PROBLEM:
Pull each line holding "that" out of the entries below.

── RECORDS FOR THE EXERCISE ──

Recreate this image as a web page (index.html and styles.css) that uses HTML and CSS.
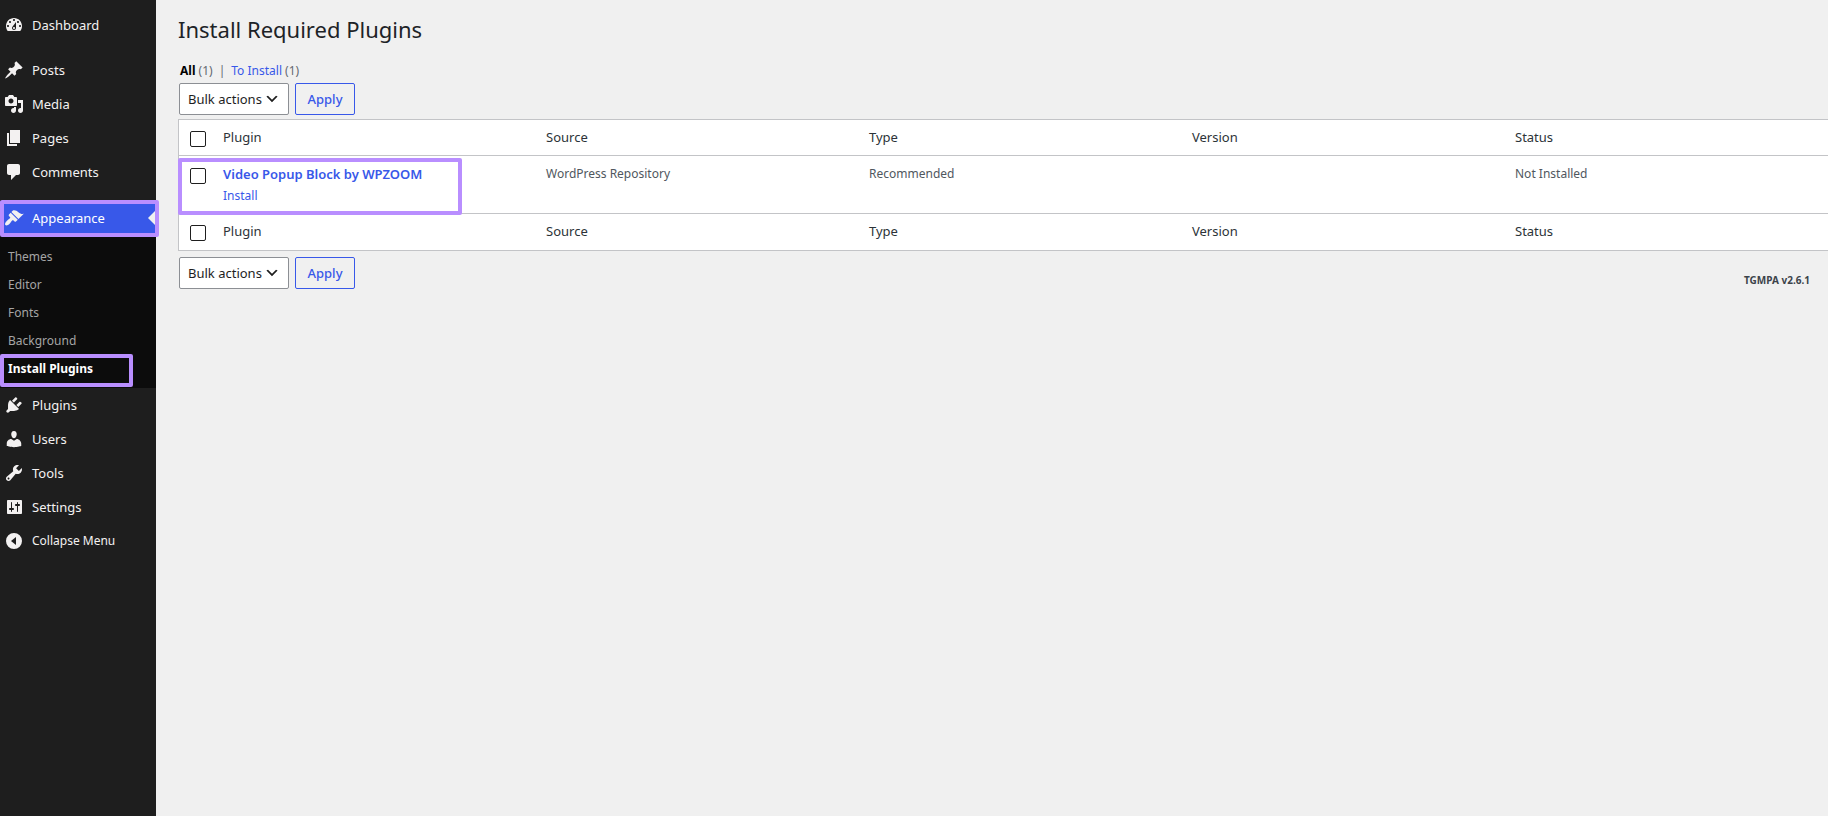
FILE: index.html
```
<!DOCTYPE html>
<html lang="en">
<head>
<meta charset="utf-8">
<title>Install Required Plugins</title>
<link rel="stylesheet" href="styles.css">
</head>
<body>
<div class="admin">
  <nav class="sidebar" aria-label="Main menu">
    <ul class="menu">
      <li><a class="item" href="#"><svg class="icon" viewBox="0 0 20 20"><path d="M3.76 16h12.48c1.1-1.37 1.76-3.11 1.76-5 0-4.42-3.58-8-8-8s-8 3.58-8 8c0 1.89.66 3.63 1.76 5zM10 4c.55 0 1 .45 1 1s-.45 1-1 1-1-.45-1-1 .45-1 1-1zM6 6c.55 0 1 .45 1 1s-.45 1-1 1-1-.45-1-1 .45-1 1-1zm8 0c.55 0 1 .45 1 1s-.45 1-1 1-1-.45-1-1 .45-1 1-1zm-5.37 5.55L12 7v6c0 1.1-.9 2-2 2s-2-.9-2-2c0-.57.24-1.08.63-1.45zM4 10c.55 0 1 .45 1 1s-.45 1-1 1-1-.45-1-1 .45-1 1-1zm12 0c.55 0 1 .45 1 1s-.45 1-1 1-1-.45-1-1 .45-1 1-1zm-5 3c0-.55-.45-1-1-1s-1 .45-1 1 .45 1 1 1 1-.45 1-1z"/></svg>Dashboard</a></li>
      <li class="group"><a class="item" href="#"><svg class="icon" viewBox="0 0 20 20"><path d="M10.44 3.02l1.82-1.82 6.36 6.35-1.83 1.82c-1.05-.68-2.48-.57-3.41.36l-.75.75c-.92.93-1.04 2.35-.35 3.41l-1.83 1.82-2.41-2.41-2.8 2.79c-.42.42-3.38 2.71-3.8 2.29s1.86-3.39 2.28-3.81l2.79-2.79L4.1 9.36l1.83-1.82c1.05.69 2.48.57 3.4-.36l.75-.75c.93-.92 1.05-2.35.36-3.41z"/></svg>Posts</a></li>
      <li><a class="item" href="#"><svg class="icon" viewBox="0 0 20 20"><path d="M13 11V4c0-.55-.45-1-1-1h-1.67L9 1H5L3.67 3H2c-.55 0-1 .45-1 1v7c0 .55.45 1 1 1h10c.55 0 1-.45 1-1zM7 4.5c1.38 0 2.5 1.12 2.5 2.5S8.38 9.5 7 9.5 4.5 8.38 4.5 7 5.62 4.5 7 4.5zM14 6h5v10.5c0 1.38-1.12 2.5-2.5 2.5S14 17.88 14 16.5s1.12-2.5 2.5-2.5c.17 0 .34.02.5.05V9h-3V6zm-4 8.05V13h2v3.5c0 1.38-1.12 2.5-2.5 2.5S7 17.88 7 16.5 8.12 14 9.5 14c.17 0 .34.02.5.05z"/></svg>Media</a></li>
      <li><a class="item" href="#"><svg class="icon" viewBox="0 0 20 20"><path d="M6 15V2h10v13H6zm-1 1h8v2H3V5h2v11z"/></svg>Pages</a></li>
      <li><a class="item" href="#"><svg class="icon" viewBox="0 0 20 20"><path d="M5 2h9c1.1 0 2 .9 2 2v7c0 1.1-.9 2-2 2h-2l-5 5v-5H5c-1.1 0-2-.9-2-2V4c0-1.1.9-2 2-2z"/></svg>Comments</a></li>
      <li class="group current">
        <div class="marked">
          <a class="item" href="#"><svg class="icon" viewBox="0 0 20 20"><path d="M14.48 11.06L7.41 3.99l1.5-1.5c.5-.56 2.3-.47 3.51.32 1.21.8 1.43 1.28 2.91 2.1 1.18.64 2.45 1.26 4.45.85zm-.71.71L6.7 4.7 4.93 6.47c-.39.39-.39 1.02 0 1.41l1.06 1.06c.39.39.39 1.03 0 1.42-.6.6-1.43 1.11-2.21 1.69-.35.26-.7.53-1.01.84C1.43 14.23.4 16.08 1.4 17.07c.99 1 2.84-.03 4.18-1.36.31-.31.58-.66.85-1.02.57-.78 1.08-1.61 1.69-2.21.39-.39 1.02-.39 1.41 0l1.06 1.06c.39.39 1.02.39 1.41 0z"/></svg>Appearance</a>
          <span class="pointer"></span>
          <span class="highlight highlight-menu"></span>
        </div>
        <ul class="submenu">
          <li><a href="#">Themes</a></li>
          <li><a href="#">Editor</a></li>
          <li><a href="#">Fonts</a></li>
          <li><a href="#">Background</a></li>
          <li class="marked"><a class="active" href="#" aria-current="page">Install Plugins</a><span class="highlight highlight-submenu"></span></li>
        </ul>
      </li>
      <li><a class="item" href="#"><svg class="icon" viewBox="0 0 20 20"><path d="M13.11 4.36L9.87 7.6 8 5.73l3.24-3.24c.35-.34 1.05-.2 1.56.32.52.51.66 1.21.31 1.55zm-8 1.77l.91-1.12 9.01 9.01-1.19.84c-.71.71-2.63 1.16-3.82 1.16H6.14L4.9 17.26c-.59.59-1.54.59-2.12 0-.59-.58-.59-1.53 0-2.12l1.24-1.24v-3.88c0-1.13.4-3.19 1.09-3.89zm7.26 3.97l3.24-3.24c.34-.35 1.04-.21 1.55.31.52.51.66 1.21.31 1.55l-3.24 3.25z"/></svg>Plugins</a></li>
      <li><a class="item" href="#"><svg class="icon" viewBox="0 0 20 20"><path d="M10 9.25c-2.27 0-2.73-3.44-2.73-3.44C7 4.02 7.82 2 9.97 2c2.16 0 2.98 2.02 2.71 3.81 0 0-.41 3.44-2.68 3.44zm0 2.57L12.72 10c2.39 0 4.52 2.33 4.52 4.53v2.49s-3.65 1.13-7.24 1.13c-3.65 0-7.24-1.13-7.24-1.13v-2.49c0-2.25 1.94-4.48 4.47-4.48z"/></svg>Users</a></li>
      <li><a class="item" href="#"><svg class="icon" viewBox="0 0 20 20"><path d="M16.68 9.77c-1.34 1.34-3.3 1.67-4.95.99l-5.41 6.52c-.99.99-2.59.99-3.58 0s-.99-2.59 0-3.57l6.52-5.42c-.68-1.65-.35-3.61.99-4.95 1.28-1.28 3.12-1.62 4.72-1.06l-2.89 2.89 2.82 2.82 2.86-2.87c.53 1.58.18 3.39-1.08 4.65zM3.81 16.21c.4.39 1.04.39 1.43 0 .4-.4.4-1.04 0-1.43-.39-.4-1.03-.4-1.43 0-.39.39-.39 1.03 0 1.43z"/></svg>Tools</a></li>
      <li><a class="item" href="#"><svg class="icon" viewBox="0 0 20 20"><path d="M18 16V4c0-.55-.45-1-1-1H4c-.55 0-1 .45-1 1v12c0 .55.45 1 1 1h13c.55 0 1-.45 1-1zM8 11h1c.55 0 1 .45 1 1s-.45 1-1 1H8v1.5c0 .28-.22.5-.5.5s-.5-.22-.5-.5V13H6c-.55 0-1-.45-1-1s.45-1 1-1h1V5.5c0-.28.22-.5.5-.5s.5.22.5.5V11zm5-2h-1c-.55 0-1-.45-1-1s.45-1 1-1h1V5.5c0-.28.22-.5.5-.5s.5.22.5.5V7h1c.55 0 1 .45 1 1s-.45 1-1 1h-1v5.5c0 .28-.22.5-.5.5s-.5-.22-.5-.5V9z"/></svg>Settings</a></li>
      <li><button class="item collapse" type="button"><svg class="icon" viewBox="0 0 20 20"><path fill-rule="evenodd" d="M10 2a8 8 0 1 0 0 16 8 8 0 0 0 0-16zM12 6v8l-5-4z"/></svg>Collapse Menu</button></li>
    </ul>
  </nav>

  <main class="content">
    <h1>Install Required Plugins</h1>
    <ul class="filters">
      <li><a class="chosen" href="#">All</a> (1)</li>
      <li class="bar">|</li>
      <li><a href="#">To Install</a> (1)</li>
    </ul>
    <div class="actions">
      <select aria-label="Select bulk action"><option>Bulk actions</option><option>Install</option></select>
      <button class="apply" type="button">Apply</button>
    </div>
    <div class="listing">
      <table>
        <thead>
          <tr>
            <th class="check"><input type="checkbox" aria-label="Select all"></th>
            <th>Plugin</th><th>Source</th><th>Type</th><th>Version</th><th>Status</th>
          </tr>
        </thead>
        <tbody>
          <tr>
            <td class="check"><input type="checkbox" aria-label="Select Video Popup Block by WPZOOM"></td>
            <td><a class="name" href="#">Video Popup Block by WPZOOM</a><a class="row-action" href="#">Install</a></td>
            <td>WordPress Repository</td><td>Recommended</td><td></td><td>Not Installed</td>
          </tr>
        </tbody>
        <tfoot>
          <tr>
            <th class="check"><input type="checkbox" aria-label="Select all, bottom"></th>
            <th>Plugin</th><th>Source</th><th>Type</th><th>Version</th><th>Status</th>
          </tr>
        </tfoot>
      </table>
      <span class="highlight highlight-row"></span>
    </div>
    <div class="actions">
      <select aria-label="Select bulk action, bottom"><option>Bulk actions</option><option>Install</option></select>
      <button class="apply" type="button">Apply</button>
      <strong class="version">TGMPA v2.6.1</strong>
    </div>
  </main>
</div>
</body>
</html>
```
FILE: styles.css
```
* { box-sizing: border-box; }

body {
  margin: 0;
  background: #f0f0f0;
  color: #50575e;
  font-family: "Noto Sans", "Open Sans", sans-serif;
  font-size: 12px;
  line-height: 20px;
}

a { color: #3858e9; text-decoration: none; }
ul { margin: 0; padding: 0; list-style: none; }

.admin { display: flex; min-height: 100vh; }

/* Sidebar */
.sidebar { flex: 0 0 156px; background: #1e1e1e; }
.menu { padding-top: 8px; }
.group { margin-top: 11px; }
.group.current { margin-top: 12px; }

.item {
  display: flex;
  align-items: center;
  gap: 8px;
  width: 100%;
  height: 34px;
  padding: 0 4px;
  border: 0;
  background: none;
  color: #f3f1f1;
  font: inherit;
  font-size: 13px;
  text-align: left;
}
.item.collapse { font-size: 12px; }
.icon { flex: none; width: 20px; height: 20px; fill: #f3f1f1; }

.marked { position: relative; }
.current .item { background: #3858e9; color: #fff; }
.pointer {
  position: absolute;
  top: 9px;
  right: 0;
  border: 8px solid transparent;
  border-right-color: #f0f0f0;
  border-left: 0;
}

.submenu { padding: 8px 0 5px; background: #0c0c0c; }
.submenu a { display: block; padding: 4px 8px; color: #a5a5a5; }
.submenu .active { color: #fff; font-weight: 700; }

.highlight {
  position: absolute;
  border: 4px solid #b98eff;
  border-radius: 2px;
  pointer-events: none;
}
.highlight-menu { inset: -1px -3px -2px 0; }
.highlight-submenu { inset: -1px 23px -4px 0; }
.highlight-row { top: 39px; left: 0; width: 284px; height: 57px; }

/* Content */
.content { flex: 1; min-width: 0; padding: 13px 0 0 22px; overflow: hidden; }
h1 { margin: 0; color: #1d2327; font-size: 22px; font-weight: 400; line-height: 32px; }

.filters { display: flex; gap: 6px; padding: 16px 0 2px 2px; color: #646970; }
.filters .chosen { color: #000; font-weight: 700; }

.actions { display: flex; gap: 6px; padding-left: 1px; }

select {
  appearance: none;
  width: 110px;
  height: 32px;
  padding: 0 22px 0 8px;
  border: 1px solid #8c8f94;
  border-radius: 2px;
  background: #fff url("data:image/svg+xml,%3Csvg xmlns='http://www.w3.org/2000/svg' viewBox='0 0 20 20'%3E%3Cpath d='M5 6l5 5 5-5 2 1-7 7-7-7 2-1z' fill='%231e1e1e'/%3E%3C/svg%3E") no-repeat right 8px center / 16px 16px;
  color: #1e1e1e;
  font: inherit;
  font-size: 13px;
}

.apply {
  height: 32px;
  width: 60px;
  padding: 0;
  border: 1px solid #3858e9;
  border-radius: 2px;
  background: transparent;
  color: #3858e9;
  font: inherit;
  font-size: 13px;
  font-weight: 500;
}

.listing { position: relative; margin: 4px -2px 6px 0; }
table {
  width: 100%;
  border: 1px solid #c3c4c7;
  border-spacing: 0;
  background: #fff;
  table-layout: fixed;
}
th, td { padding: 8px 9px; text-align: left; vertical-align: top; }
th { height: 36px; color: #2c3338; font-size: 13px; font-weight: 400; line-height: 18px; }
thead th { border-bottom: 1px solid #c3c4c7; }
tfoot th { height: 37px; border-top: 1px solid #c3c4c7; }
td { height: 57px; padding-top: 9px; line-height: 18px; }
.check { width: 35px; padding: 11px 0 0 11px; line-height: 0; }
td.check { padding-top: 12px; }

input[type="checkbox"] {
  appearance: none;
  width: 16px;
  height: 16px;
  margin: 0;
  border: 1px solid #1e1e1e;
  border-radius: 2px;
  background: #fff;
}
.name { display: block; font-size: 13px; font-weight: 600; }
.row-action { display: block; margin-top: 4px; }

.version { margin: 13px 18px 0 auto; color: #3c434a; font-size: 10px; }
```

───
── RECORDS FOR THE EXERCISE ──

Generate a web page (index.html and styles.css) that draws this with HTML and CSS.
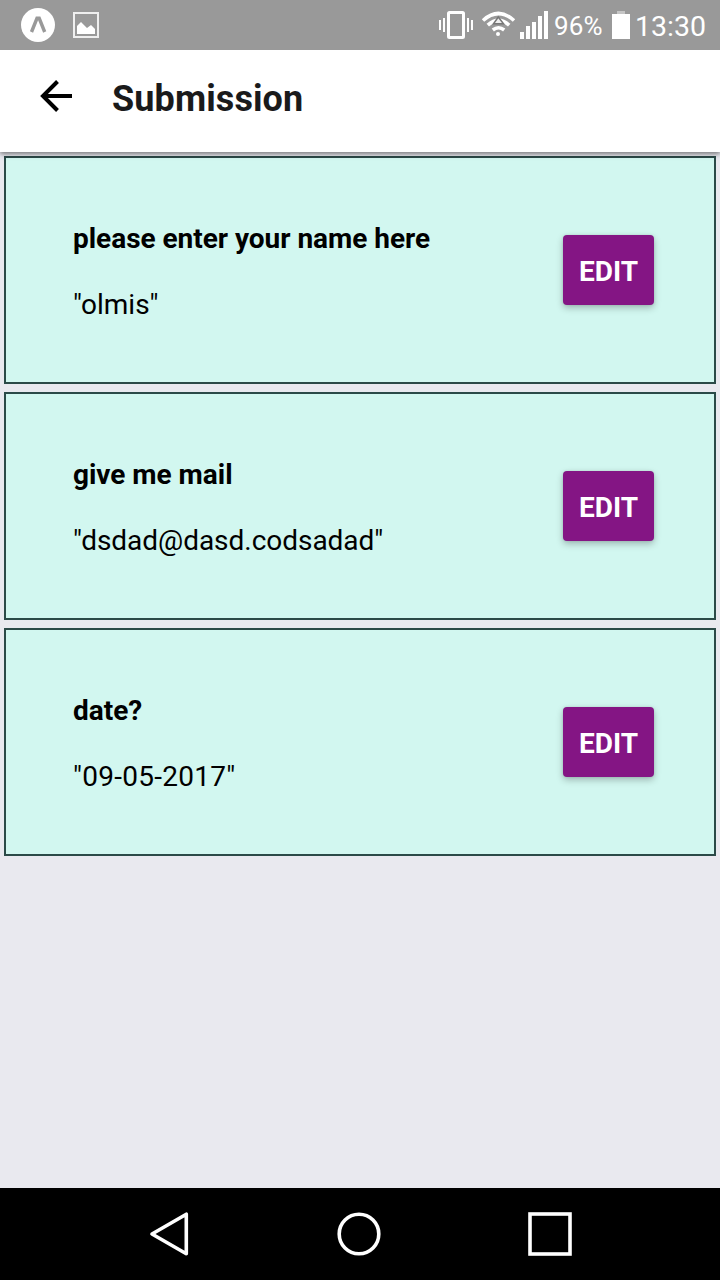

───

OUTPUT FOR THIS TASK:
Recreate this image as a web page (index.html and styles.css) that uses HTML and CSS.
Generate a web page (index.html and styles.css) that draws this with HTML and CSS.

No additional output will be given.